To be fair to OpenAI, no other product on the market answers this query well today, but I was hoping that they would come in and level up the game. Maybe it turns out that this is just a really hard problem and it will be a while until consumers get something great.

Tencent enters the chat

Tencent released an open 52B active parameter MoE model. Nothing in their paper leapt out at me, but it was interesting to see that they only trained on 7T (vs. 15T for Llama 3) tokens and mostly synthetically generated their post-training data yet still managed to mostly beat Llama 3 405B and DeepSeek V2 on academic benchmarks.

What does leap out at me is wondering which chat Tencent entered. Their marketing page is only available in Chinese. Their consumer product, Yuanbao, seems on par with ChatGPT but is basically unusable as an English speaker. I don’t see their models in the Chatbot Arena or any of the major leaderboards, e.g. Scale’s SEAL.

What is going on in this parallel universe of open Chinese LLMs? Are they just building for the domestic market? Is there any reason that they don’t seem to be putting any effort into international adoption? Alibaba’s Qwen, Tencent’s Hunyuan, and DeepSeek’s DeepSeek could all challenge Llama for the OSS adoption throne but seem to have mostly opted out. If anyone knows what’s going on with these Chinese models, let me know. I am curious.

Anthropic cheaps out

Someone has to make money in AI one of these days. LLM inference has gotten roughly 100x cheaper since GPT-4’s release and Anthropic finally put their foot down. They both raised prices on Haiku (almost 5x!), arguing that the latest  version outperforms the original Opus, and periodically swap out Sonnet for Haiku in their Claude web interface. 
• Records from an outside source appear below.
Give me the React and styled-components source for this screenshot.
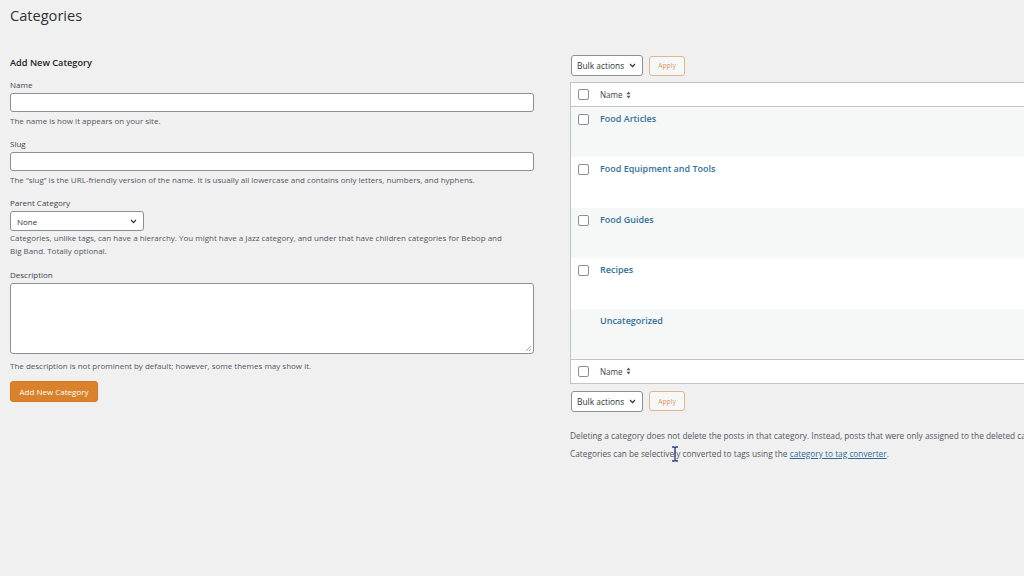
import React from 'react';
import styled, { createGlobalStyle } from 'styled-components';

const GlobalStyle = createGlobalStyle`
  html, body {
    margin: 0;
    padding: 0;
    background: #f0f0f1;
    overflow: hidden;
  }
  body {
    font-family: "Open Sans", "Noto Sans", sans-serif;
    color: #3c434a;
  }
`;

const Page = styled.div`
  position: relative;
  width: 1500px;
  min-height: 576px;
  padding: 6px 0 0 10px;
  box-sizing: border-box;
`;

const Title = styled.h1`
  margin: 0;
  font-size: 14.6px;
  font-weight: 400;
  line-height: 18px;
  color: #2c3338;
`;

const Columns = styled.div`
  display: grid;
  grid-template-columns: 524px 1fr;
  column-gap: 36px;
  margin-top: 31px;
`;

const LeftCol = styled.div`
  display: flex;
  flex-direction: column;
`;

const SectionTitle = styled.h2`
  margin: 0 0 9px;
  font-size: 9.2px;
  font-weight: 600;
  line-height: 16px;
  color: #1d2327;
`;

const Field = styled.div`
  display: flex;
  flex-direction: column;
  margin-bottom: ${(p) => p.$gap ?? 13}px;
`;

const Label = styled.label`
  font-size: 8px;
  line-height: 10px;
  margin-bottom: 3px;
  color: #3c434a;
`;

const TextInput = styled.div`
  height: 19px;
  background: #fff;
  border: 1px solid #8c8f94;
  border-radius: 3px;
  box-sizing: border-box;
`;

const TextArea = styled.div`
  position: relative;
  height: 71px;
  background: #fff;
  border: 1px solid #8c8f94;
  border-radius: 3px;
  box-sizing: border-box;
`;

const Grip = styled.svg`
  position: absolute;
  right: 1px;
  bottom: 1px;
`;

const Help = styled.p`
  margin: ${(p) => p.$top ?? 4}px 0 0;
  max-width: ${(p) => p.$maxw || 524}px;
  font-size: 8px;
  line-height: ${(p) => p.$lh || 10}px;
  color: #50575e;
`;

const SelectBox = styled.div`
  display: flex;
  align-items: center;
  justify-content: space-between;
  width: ${(p) => p.$w}px;
  height: ${(p) => p.$h || 20}px;
  padding: 0 6px 0 ${(p) => p.$pl || 6}px;
  background: #fff;
  border: 1px solid #8c8f94;
  border-radius: 3px;
  box-sizing: border-box;
  font-size: ${(p) => p.$fs || 8}px;
  color: #2c3338;
`;

const PrimaryButton = styled.button`
  align-self: flex-start;
  margin-top: 10px;
  height: 21px;
  width: 88px;
  padding: 0;
  background: #d9822b;
  border: 1px solid #d47a24;
  border-radius: 3px;
  color: #fff;
  font-family: inherit;
  font-size: 8px;
`;

const RightCol = styled.div`
  display: flex;
  flex-direction: column;
`;

const TableNav = styled.div`
  display: flex;
  align-items: center;
  gap: 6px;
  margin: ${(p) => p.$top || 0}px 0 0 1px;
`;

const ApplyButton = styled.button`
  height: 20px;
  width: 36px;
  padding: 0;
  background: #f6f7f7;
  border: 1px solid #e2b48a;
  border-radius: 3px;
  color: #d99a66;
  font-family: inherit;
  font-size: 6.8px;
`;

const Table = styled.div`
  margin-top: 6px;
  background: #fff;
  border: 1px solid #c3c4c7;
`;

const HeadRow = styled.div`
  display: flex;
  align-items: center;
  height: 23px;
  padding-left: 7px;
  border-${(p) => (p.$foot ? 'top' : 'bottom')}: 1px solid #c3c4c7;
  font-size: 8.1px;
  color: #3c434a;
`;

const Row = styled.div`
  display: flex;
  align-items: flex-start;
  height: 50.4px;
  padding: 6px 0 0 7px;
  box-sizing: border-box;
  background: ${(p) => (p.$striped ? '#f6f7f7' : '#fff')};
`;

const Check = styled.span`
  flex: none;
  width: 11px;
  height: 11px;
  margin-top: ${(p) => p.$top || 0}px;
  border: 1px solid #8c8f94;
  border-radius: 2px;
  background: #fff;
  box-sizing: border-box;
  visibility: ${(p) => (p.$hidden ? 'hidden' : 'visible')};
`;

const HeadName = styled.span`
  display: flex;
  align-items: center;
  gap: 3px;
  margin-left: 11px;
`;

const RowTitle = styled.a`
  margin-left: 11px;
  font-size: 9px;
  font-weight: 600;
  line-height: 12px;
  color: #34709a;
  text-decoration: none;
`;

const Notes = styled.div`
  margin-top: 15px;
  font-size: 8.3px;
  line-height: 18px;
  color: #50575e;
  white-space: nowrap;
`;

const NoteLink = styled.a`
  color: #2f6c94;
  text-decoration: underline;
`;

const Cursor = styled.svg`
  position: absolute;
  left: 671px;
  top: 446px;
`;

const Chevron = () => (
  <svg width="7" height="5" viewBox="0 0 7 5">
    <path d="M1 1 L3.5 3.6 L6 1" fill="none" stroke="#2c3338" strokeWidth="1.2" />
  </svg>
);

const SortIcon = () => (
  <svg width="5" height="8" viewBox="0 0 5 8">
    <path d="M2.5 0.5 L4.5 3.2 H0.5 Z" fill="#50575e" />
    <path d="M2.5 7.5 L4.5 4.8 H0.5 Z" fill="#50575e" />
  </svg>
);

const BulkActions = ({ top }) => (
  <TableNav $top={top}>
    <SelectBox $w={72} $h={21} $pl={5} $fs={8.4}>
      Bulk actions <Chevron />
    </SelectBox>
    <ApplyButton>Apply</ApplyButton>
  </TableNav>
);

const categories = [
  { name: 'Food Articles', check: true },
  { name: 'Food Equipment and Tools', check: true },
  { name: 'Food Guides', check: true },
  { name: 'Recipes', check: true },
  { name: 'Uncategorized', check: false },
];

export default function App() {
  return (
    <Page>
      <GlobalStyle />
      <Title>Categories</Title>
      <Columns>
        <LeftCol>
          <SectionTitle>Add New Category</SectionTitle>
          <Field>
            <Label>Name</Label>
            <TextInput />
            <Help>The name is how it appears on your site.</Help>
          </Field>
          <Field>
            <Label>Slug</Label>
            <TextInput />
            <Help>
              The “slug” is the URL-friendly version of the name. It is usually all lowercase and
              contains only letters, numbers, and hyphens.
            </Help>
          </Field>
          <Field>
            <Label>Parent Category</Label>
            <SelectBox $w={134}>
              None <Chevron />
            </SelectBox>
            <Help $top={1} $lh={12.5} $maxw={505}>
              Categories, unlike tags, can have a hierarchy. You might have a Jazz category, and
              under that have children categories for Bebop and Big Band. Totally optional.
            </Help>
          </Field>
          <Field $gap={0}>
            <Label>Description</Label>
            <TextArea>
              <Grip width="7" height="7" viewBox="0 0 7 7">
                <path d="M6 1 L1 6 M6 4 L4 6" stroke="#8c8f94" strokeWidth="0.8" />
              </Grip>
            </TextArea>
            <Help $top={7}>
              The description is not prominent by default; however, some themes may show it.
            </Help>
          </Field>
          <PrimaryButton>Add New Category</PrimaryButton>
        </LeftCol>

        <RightCol>
          <BulkActions />
          <Table>
            <HeadRow>
              <Check />
              <HeadName>
                Name <SortIcon />
              </HeadName>
            </HeadRow>
            {categories.map((c, i) => (
              <Row key={c.name} $striped={i % 2 === 0}>
                <Check $top={1} $hidden={!c.check} />
                <RowTitle>{c.name}</RowTitle>
              </Row>
            ))}
            <HeadRow $foot>
              <Check />
              <HeadName>
                Name <SortIcon />
              </HeadName>
            </HeadRow>
          </Table>
          <BulkActions top={7} />
          <Notes>
            Deleting a category does not delete the posts in that category. Instead, posts that were
            only assigned to the deleted category are set to the default category Uncategorized.
            <br />
            Categories can be selectively converted to tags using the{' '}
            <NoteLink>category to tag converter</NoteLink>.
          </Notes>
        </RightCol>
      </Columns>
      <Cursor width="8" height="16" viewBox="0 0 8 16">
        <path
          d="M1 1 H3 L4 2 L5 1 H7 M4 2 V14 M1 15 H3 L4 14 L5 15 H7"
          fill="none"
          stroke="#2a3f8f"
          strokeWidth="1.3"
        />
      </Cursor>
    </Page>
  );
}
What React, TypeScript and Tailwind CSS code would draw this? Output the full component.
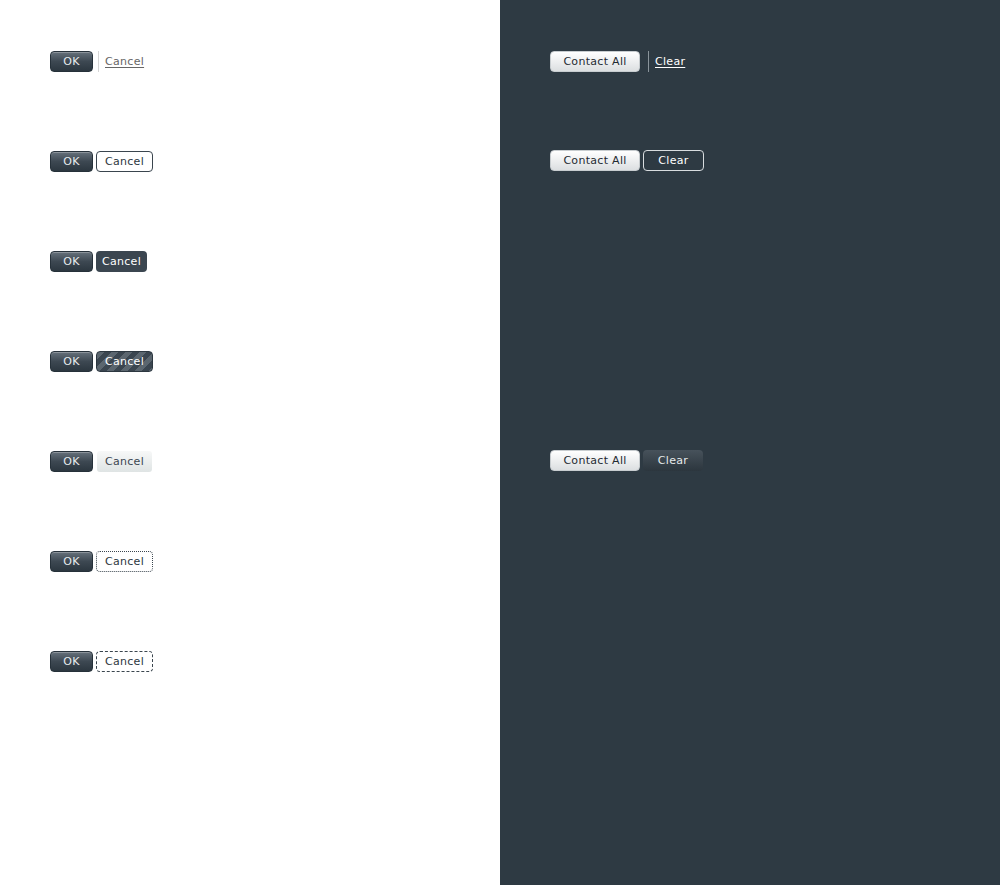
import React from "react";

const font = { fontFamily: '"DejaVu Sans", Verdana, sans-serif' };

function Ok() {
  return (
    <button className="h-[21px] w-[43px] rounded-[4px] border border-[#26313a] bg-gradient-to-b from-[#66717b] via-[#3d4852] to-[#2c3740] text-[11px] leading-none tracking-[0.3px] text-[#e8ecee] shadow-[inset_0_1px_0_rgba(255,255,255,0.25)]">
      OK
    </button>
  );
}

function ContactAll() {
  return (
    <button className="h-[21px] w-[90px] rounded-[4px] border border-[#c8cdd0] bg-gradient-to-b from-white to-[#dcdfe1] text-[11px] leading-none tracking-[0.3px] text-[#1f2a32]">
      Contact All
    </button>
  );
}

export default function App() {
  return (
    <div className="flex h-[885px] w-[1000px]" style={font}>
      <div className="flex w-[500px] flex-col gap-[79px] bg-white pl-[50px] pt-[51px]">
        <div className="flex h-[21px] items-center">
          <Ok />
          <span className="ml-[5px] h-[21px] w-px bg-[#d6d6d6]" />
          <a className="ml-[6px] mt-[2px] text-[11px] tracking-[0.3px] text-[#666] underline underline-offset-2">Cancel</a>
        </div>
        <div className="flex h-[21px] items-center gap-[3px]">
          <Ok />
          <button className="h-[21px] w-[57px] rounded-[4px] border border-[#3a454e] bg-white text-[11px] leading-none tracking-[0.3px] text-[#2c3740]">
            Cancel
          </button>
        </div>
        <div className="flex h-[21px] items-center gap-[3px]">
          <Ok />
          <button className="h-[21px] w-[51px] rounded-[4px] bg-[#3b4650] text-[11px] leading-none tracking-[0.3px] text-white">
            Cancel
          </button>
        </div>
        <div className="flex h-[21px] items-center gap-[3px]">
          <Ok />
          <button className="h-[21px] w-[57px] rounded-[4px] border border-[#2c3740] bg-[repeating-linear-gradient(135deg,#5b666f_0px,#5b666f_5px,#3b4650_5px,#3b4650_10px)] text-[11px] leading-none tracking-[0.3px] text-white">
            Cancel
          </button>
        </div>
        <div className="flex h-[21px] items-center gap-[4px]">
          <Ok />
          <button className="h-[21px] w-[55px] rounded-[3px] bg-gradient-to-b from-[#f7f8f8] to-[#dfe4e4] text-[11px] leading-none tracking-[0.3px] text-[#3b4650]">
            Cancel
          </button>
        </div>
        <div className="flex h-[21px] items-center gap-[3px]">
          <Ok />
          <button className="h-[21px] w-[57px] rounded-[4px] border border-dotted border-[#3a454e] bg-white text-[11px] leading-none tracking-[0.3px] text-[#2c3740]">
            Cancel
          </button>
        </div>
        <div className="flex h-[21px] items-center gap-[3px]">
          <Ok />
          <button className="h-[21px] w-[57px] rounded-[4px] border border-dashed border-[#3a454e] bg-white text-[11px] leading-none tracking-[0.3px] text-[#2c3740]">
            Cancel
          </button>
        </div>
      </div>
      <div className="flex w-[500px] flex-col bg-[#2e3a43] pl-[50px] pt-[51px]">
        <div className="flex h-[21px] items-center">
          <ContactAll />
          <span className="ml-[8px] h-[21px] w-px bg-[#8a949b]" />
          <a className="ml-[6px] mt-[2px] text-[11px] tracking-[0.3px] text-white underline underline-offset-2">Clear</a>
        </div>
        <div className="mt-[78px] flex h-[21px] items-center gap-[3px]">
          <ContactAll />
          <button className="h-[21px] w-[61px] rounded-[4px] border border-[#d8dcdf] text-[11px] leading-none tracking-[0.3px] text-white">
            Clear
          </button>
        </div>
        <div className="mt-[279px] flex h-[21px] items-center gap-[3px]">
          <ContactAll />
          <button className="h-[21px] w-[60px] rounded-[4px] bg-gradient-to-b from-[#47525b] to-[#2c363e] text-[11px] leading-none tracking-[0.3px] text-[#e6eaec]">
            Clear
          </button>
        </div>
      </div>
    </div>
  );
}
As LLMs find PMF and investors start wanting to see a return, I suspect that this trend will continue. We know from leaked docs that Open AI lost almost $5B on $3.7B in revenue this year. While they do pay well, most of this isn’t in cash and the company is still pretty small, so I suspect that they are losing money on every $20/month subscription and most API calls (although it’s totally possible that training costs are what’s eating their margins). I don’t doubt that Anthropic is in the same boat and this is their first of many moves to try to reset expectations.

The Uber of knowledge: Scale’s expert match platform

Scale is making boatloads of money. They apparently earned $400M in revenue last half. But I suspect their business isn’t spectacular by the lofty standards of the tech industry. They work with AI companies to generate human annotations on which to train their models, but this is really, really hard to do these days. One can no longer just set up a simple task on Mechanical Turk to generate QA pairs and expect to lift model performance. Annotators must be trained, systems must be built to guide their responses, QA processes established to prune low-quality data, and so on.

Rather than deal with the messy realities of human workforces, a better business would be to build a platform to connect annotators with AI companies and take a slice. And Scale just announced that they are doing just that.

Beyond being great for Scale’s margins, this is cool on two levels.

  1. Frontier models are really, really good. They probably have a master’s level understanding of essentially every topic. To improve them with human annotation, you really need PhD level annotators, but these people are hard to find. Just like GLG and AlphaSights and the expert network companies really unlocked the ability of a PM to connect with an expert without a ton of work, Scale now can do that for an AI company. If this is successful, I expect this effort to accelerate the number of specialized domains in which models perform at top human level.
  2. This is a fun way for experts to contribute to democratizing their knowledge and earning a bit of money on the side. I did my PhD in Chemical Engineering and would have a lot of fun writing QA pairs for AIs on my thesis. And I’m probably one of a few people in the world who could inject that bit of knowledge into the model. If you multiply that by a million, the model can get a lot smarter, those million people can feel prouder that their esoteric PhD work might actually be helping someone, and they would have a few more shekels bouncing around in their pockets.